WHAT YOU WILL DO>
Which lines contain the word "styles"? Return each of them as written.

========================================================================

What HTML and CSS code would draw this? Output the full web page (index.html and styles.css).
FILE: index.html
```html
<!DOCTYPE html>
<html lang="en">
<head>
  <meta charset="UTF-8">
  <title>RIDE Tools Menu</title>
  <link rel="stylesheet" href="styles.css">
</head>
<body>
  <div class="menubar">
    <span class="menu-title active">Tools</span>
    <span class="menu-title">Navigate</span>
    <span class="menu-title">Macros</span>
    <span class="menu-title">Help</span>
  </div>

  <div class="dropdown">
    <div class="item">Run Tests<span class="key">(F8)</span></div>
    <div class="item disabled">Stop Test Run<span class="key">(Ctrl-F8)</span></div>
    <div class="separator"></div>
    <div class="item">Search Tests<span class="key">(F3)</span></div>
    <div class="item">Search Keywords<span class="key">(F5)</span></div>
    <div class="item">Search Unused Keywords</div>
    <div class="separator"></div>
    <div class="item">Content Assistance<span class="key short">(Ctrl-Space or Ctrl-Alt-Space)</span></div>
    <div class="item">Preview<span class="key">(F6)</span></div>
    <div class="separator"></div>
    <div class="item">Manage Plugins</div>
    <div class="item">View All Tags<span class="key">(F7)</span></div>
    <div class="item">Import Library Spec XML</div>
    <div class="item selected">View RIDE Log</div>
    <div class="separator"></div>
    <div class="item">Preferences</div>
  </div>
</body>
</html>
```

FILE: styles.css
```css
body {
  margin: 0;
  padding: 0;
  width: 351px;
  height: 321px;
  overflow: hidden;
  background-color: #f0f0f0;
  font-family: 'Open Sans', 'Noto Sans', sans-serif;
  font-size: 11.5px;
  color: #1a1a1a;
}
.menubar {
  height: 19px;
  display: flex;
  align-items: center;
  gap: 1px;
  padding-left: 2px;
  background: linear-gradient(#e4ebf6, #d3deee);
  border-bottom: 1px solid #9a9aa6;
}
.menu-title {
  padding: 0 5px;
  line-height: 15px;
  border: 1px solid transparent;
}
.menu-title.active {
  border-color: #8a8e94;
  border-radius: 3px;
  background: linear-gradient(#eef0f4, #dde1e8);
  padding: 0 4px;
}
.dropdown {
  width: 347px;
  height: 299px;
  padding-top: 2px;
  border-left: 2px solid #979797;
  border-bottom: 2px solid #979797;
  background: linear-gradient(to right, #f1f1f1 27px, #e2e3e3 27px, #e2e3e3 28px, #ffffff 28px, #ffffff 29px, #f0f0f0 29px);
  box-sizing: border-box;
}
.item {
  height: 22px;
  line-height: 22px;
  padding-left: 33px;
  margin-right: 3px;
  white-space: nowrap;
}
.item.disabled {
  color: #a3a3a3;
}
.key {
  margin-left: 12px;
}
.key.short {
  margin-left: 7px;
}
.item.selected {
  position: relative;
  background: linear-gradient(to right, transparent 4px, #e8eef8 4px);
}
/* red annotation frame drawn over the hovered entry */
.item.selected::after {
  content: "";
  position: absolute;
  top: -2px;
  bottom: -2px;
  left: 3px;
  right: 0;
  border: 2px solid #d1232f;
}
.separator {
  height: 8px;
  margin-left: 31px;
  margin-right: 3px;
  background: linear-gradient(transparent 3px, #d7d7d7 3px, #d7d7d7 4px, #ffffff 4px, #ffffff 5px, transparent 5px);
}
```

========================================================================

ANSWER TO THIS EXERCISE>
What HTML and CSS code would draw this? Output the full web page (index.html and styles.css).
  <link rel="stylesheet" href="styles.css">
FILE: styles.css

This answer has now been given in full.